Конечно, массовое творчество превосходит глубиной и значительностью изолированные выступления личности. Стихийные «народные» движения, выступления «класса», представляющие разряд накопленной общественной энергии, уносят в жизненном потоке отдельные устремления личности, растворяют в коллективном творчестве её инициативу. Но ни народ, ни общественный класс не могут находиться постоянно в состоянии творческой возбужденности. Проходит упоение победой или отчаяние, вызванное поражением, и работники целого, недавно спаянные общим одушевлением, рассыпаются в вялой житейской обыденщине до нового подъема, нового взрыва, вызванного чьей-либо личной инициативой.

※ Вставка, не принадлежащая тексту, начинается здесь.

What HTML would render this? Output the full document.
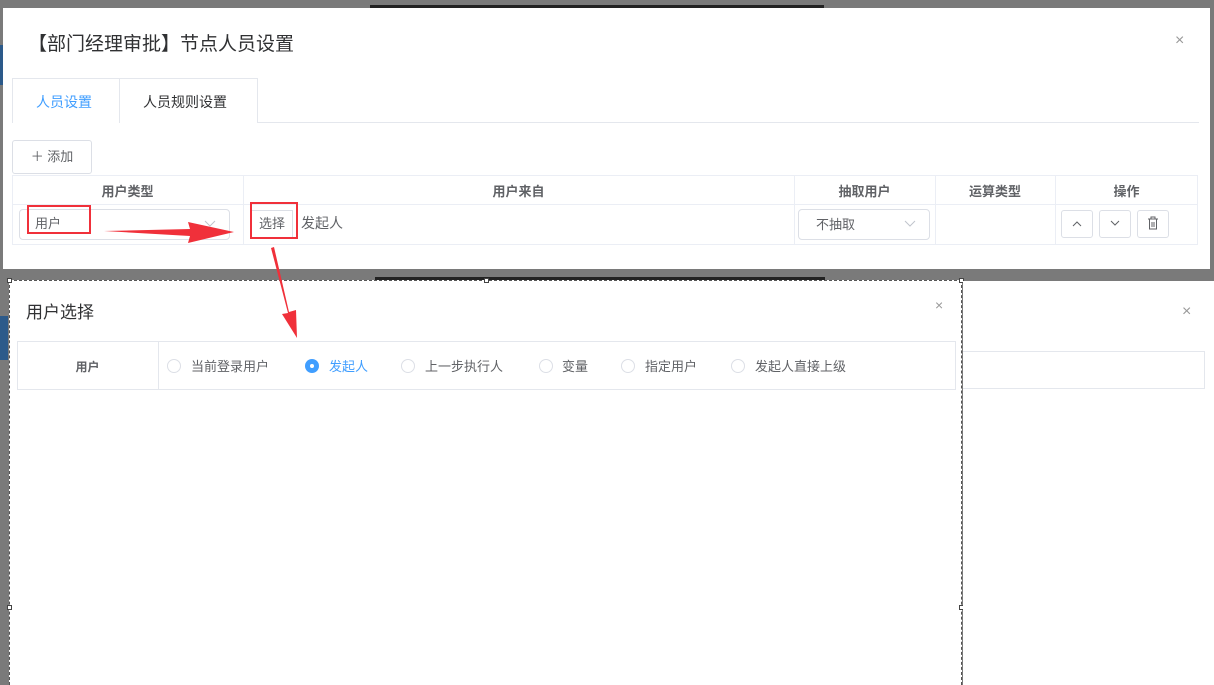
<!DOCTYPE html>
<html style="overflow:hidden;height:685px"><head><meta charset="utf-8">
<style>
*{box-sizing:border-box;margin:0;padding:0}
body{width:1214px;height:685px;overflow:hidden;background:#7a7a7a;position:relative;font-family:"Liberation Sans","Noto Sans CJK SC",sans-serif;color:#606266}
.abs{position:absolute}
.t{font-size:13px}
</style></head><body>
<div class="abs" style="left:370px;top:5px;width:454px;height:3px;background:#222"></div>
<div class="abs" style="left:0;top:45px;width:8px;height:40px;background:#2c5a8a"></div>
<div class="abs" style="left:0;top:316px;width:8px;height:44px;background:#2c5a8a"></div>
<div class="abs" style="left:375px;top:277px;width:450px;height:3px;background:#222"></div>

<div class="abs" style="left:3px;top:8px;width:1207px;height:261px;background:#fff">
  <div class="abs" style="left:25px;top:21px;font-size:19px;color:#303133">【部门经理审批】节点人员设置</div>
  <div class="abs" style="left:1172px;top:24px;font-size:16px;color:#999">×</div>
  <div class="abs" style="left:9px;top:114px;width:1187px;height:1px;background:#e4e7ed"></div>
  <div class="abs" style="left:9px;top:70px;width:246px;height:45px;border:1px solid #e4e7ed;border-bottom:none;background:#fff"></div>
  <div class="abs" style="left:116px;top:70px;width:1px;height:45px;background:#e4e7ed"></div>
  <div class="abs" style="left:10px;top:114px;width:106px;height:2px;background:#fff"></div>
  <div class="abs" style="left:33px;top:84px;font-size:14px;color:#409eff">人员设置</div>
  <div class="abs" style="left:140px;top:84px;font-size:14px;color:#303133">人员规则设置</div>
  <div class="abs t" style="left:9px;top:132px;width:80px;height:34px;border:1px solid #dcdfe6;border-radius:3px;line-height:32px;text-align:center;color:#606266">＋ 添加</div>
  <div class="abs" style="left:9px;top:167px;width:1186px;height:70px;border:1px solid #ebeef5"></div>
  <div class="abs" style="left:9px;top:196px;width:1186px;height:1px;background:#ebeef5"></div>
  <div class="abs" style="left:240px;top:167px;width:1px;height:70px;background:#ebeef5"></div>
  <div class="abs" style="left:791px;top:167px;width:1px;height:70px;background:#ebeef5"></div>
  <div class="abs" style="left:932px;top:167px;width:1px;height:70px;background:#ebeef5"></div>
  <div class="abs" style="left:1052px;top:167px;width:1px;height:70px;background:#ebeef5"></div>
  <div class="abs t" style="left:9px;top:173px;width:231px;text-align:center;font-weight:bold;color:#606266">用户类型</div>
  <div class="abs t" style="left:240px;top:173px;width:551px;text-align:center;font-weight:bold">用户来自</div>
  <div class="abs t" style="left:791px;top:173px;width:141px;text-align:center;font-weight:bold">抽取用户</div>
  <div class="abs t" style="left:932px;top:173px;width:120px;text-align:center;font-weight:bold">运算类型</div>
  <div class="abs t" style="left:1052px;top:173px;width:143px;text-align:center;font-weight:bold">操作</div>
  <div class="abs" style="left:16px;top:201px;width:211px;height:31px;border:1px solid #dcdfe6;border-radius:4px"></div>
  <div class="abs t" style="left:32px;top:205px">用户</div>
  <svg class="abs" style="left:201px;top:212px" width="12" height="8"><path d="M1 1 L6 6 L11 1" fill="none" stroke="#c0c4cc" stroke-width="1"/></svg>
  <div class="abs t" style="left:248px;top:202px;width:42px;height:28px;border:1px solid #dcdfe6;line-height:26px;text-align:center">选择</div>
  <div class="abs" style="left:298px;top:205px;font-size:14px">发起人</div>
  <div class="abs" style="left:795px;top:201px;width:132px;height:31px;border:1px solid #dcdfe6;border-radius:4px"></div>
  <div class="abs t" style="left:813px;top:206px">不抽取</div>
  <svg class="abs" style="left:901px;top:212px" width="12" height="8"><path d="M1 1 L6 6 L11 1" fill="none" stroke="#c0c4cc" stroke-width="1"/></svg>
  <div class="abs" style="left:1058px;top:202px;width:32px;height:28px;border:1px solid #dcdfe6;border-radius:3px"></div>
  <svg class="abs" style="left:1069px;top:212px" width="10" height="7"><path d="M1 6 L5 2 L9 6" fill="none" stroke="#606266" stroke-width="1"/></svg>
  <div class="abs" style="left:1096px;top:202px;width:32px;height:28px;border:1px solid #dcdfe6;border-radius:3px"></div>
  <svg class="abs" style="left:1107px;top:212px" width="10" height="7"><path d="M1 1 L5 5 L9 1" fill="none" stroke="#606266" stroke-width="1"/></svg>
  <div class="abs" style="left:1134px;top:202px;width:32px;height:28px;border:1px solid #dcdfe6;border-radius:3px"></div>
  <svg class="abs" style="left:1144px;top:208px" width="12" height="14"><path d="M1 3 H11 M4 3 V1 H8 V3 M2.5 3 V13 H9.5 V3 M5 6 V11 M7 6 V11" fill="none" stroke="#606266" stroke-width="1"/></svg>
</div>
<div class="abs" style="left:27px;top:205px;width:64px;height:29px;border:2px solid #f0303a"></div>
<div class="abs" style="left:250px;top:202px;width:48px;height:37px;border:2px solid #f0303a"></div>

<div class="abs" style="left:9px;top:280px;width:953px;height:405px;background:#fff;border:1px dashed #555;border-bottom:none"></div>
<div class="abs" style="left:7px;top:278px;width:5px;height:5px;border:1px solid #444;background:#fff"></div>
<div class="abs" style="left:484px;top:278px;width:5px;height:5px;border:1px solid #444;background:#fff"></div>
<div class="abs" style="left:959px;top:278px;width:5px;height:5px;border:1px solid #444;background:#fff"></div>
<div class="abs" style="left:7px;top:605px;width:5px;height:5px;border:1px solid #444;background:#fff"></div>
<div class="abs" style="left:959px;top:605px;width:5px;height:5px;border:1px solid #444;background:#fff"></div>
<div class="abs" style="left:26px;top:298px;font-size:17px;color:#303133">用户选择</div>
<div class="abs" style="left:935px;top:297px;font-size:14px;color:#999">×</div>
<div class="abs" style="left:17px;top:341px;width:939px;height:49px;border:1px solid #e4e7ed"></div>
<div class="abs" style="left:158px;top:341px;width:1px;height:49px;background:#e4e7ed"></div>
<div class="abs t" style="left:17px;top:358px;width:141px;text-align:center;font-weight:bold;font-size:12px">用户</div>
<div class="abs" style="left:167px;top:359px;width:14px;height:14px;border:1px solid #dcdfe6;border-radius:50%"></div>
<div class="abs t" style="left:191px;top:356px">当前登录用户</div>
<div class="abs" style="left:305px;top:359px;width:14px;height:14px;background:#409eff;border-radius:50%"></div>
<div class="abs" style="left:310px;top:364px;width:4px;height:4px;background:#fff;border-radius:50%"></div>
<div class="abs t" style="left:329px;top:356px;color:#409eff">发起人</div>
<div class="abs" style="left:401px;top:359px;width:14px;height:14px;border:1px solid #dcdfe6;border-radius:50%"></div>
<div class="abs t" style="left:425px;top:356px">上一步执行人</div>
<div class="abs" style="left:539px;top:359px;width:14px;height:14px;border:1px solid #dcdfe6;border-radius:50%"></div>
<div class="abs t" style="left:562px;top:356px">变量</div>
<div class="abs" style="left:621px;top:359px;width:14px;height:14px;border:1px solid #dcdfe6;border-radius:50%"></div>
<div class="abs t" style="left:645px;top:356px">指定用户</div>
<div class="abs" style="left:731px;top:359px;width:14px;height:14px;border:1px solid #dcdfe6;border-radius:50%"></div>
<div class="abs t" style="left:755px;top:356px">发起人直接上级</div>

<div class="abs" style="left:963px;top:281px;width:251px;height:404px;background:#fff"></div>
<div class="abs" style="left:963px;top:351px;width:242px;height:38px;border:1px solid #e4e7ed;border-left:none"></div>
<div class="abs" style="left:1182px;top:303px;font-size:16px;color:#999">×</div>

<svg class="abs" style="left:0;top:0" width="1214" height="685">
  <polygon points="104,231 190,229 188,222 234,232 188,243 190,236" fill="#f0303a"/>
  <polygon points="271,248 274,247 289,312 296,310 297,338 282,314 288,313" fill="#f0303a"/>
</svg>
</body></html>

Наоборот, жизнь личности, с начала до конца, может быть проникнута одним неудержимым стремлением, непрерывным воплощением любимой идеи, неизменным служением любимому делу. Никакое общественное движение не может в себе нести такого единства настроений, такой верности исходной идее, как отдельное личное выступление. Общественная энергия — каменьщик, индивидуальная — зодчий.
Так — первое предложение, первый пример принадлежит и в социальном движении единственно подлинной реальности — личности. Самая общественность есть ничто иное, как известный последовательный порядок осуществления личных целей в социальной среде. Последней нет вне личностей, ее образующих; масса не мыслит одним мозгом, не высказывается одним словом.
И новейший образец «массовой психологии», притом наиболее яркий — революционный синдикализм, хотя для восторженных наблюдателей, в роде Сореля, и вышел готовым, подобно Минере, из критики демократии и партийного социализма, тем не менее в действительности проходил стадию предварительной подготовки, и отдельные мысли его высказывались задолго до сформирования массового течения на конгрессах отдельными лицами. На творческой роли наиболее сознательного меньшинства в самом синдикализме настаивают даже такие синдикалистские деятели, как вышедший непосредственно из рабочей среды Э. Пуже (нечего уже и говорить об идеологах синдикализма в роде Лагарделля). Наконец, и в синдикализме есть свои «избранники» и «вожди». Правда, это не «провиденциальные» люди социал-демократии. Ни «апостольству», ни «бонапартизму» в рядах синдикализма нет места; его «вожди» — воистину первые среди равных, но все-же они вожди и их личная инициатива, как во всяком обществе людей, может сыграть видную роль в выработке «массовой психологии».[16]
И всякая иная, нереалистическая концепция была бы неприемлемой для анархизма, строющего свою философию на самоопределении автономной личности.
И тем менее приемлемо возведение в абсолют — «массы», «человечества», «коммуны», «социализма» или «синдикализма» и пр. для того мировоззрения, которое устами же Кропоткина объявляет себя свободным от каких-либо «религиозных» или «метафизических» пережитков. Государство и коммуна, парламентаризм и прямое народовластие, пролетариат, народ и человечество — временные относительные ступени в безграничном устремлении вперед человеческого духа. И не в частном торжестве и совершенстве этих форм может он найти свое упокоение.
Свободная философия может говорить лишь о вечном движении. Всякая остановка и самоудовлетворение в пути для неё есть смерть.
И анархизм должен смести «законы» и «теории», которые кладут предел его неутолимой жажде отрицания и свободы.
Анархизм должен строиться на том свободном, радостном постижении жизни, о котором нам говорит интуитивная философия.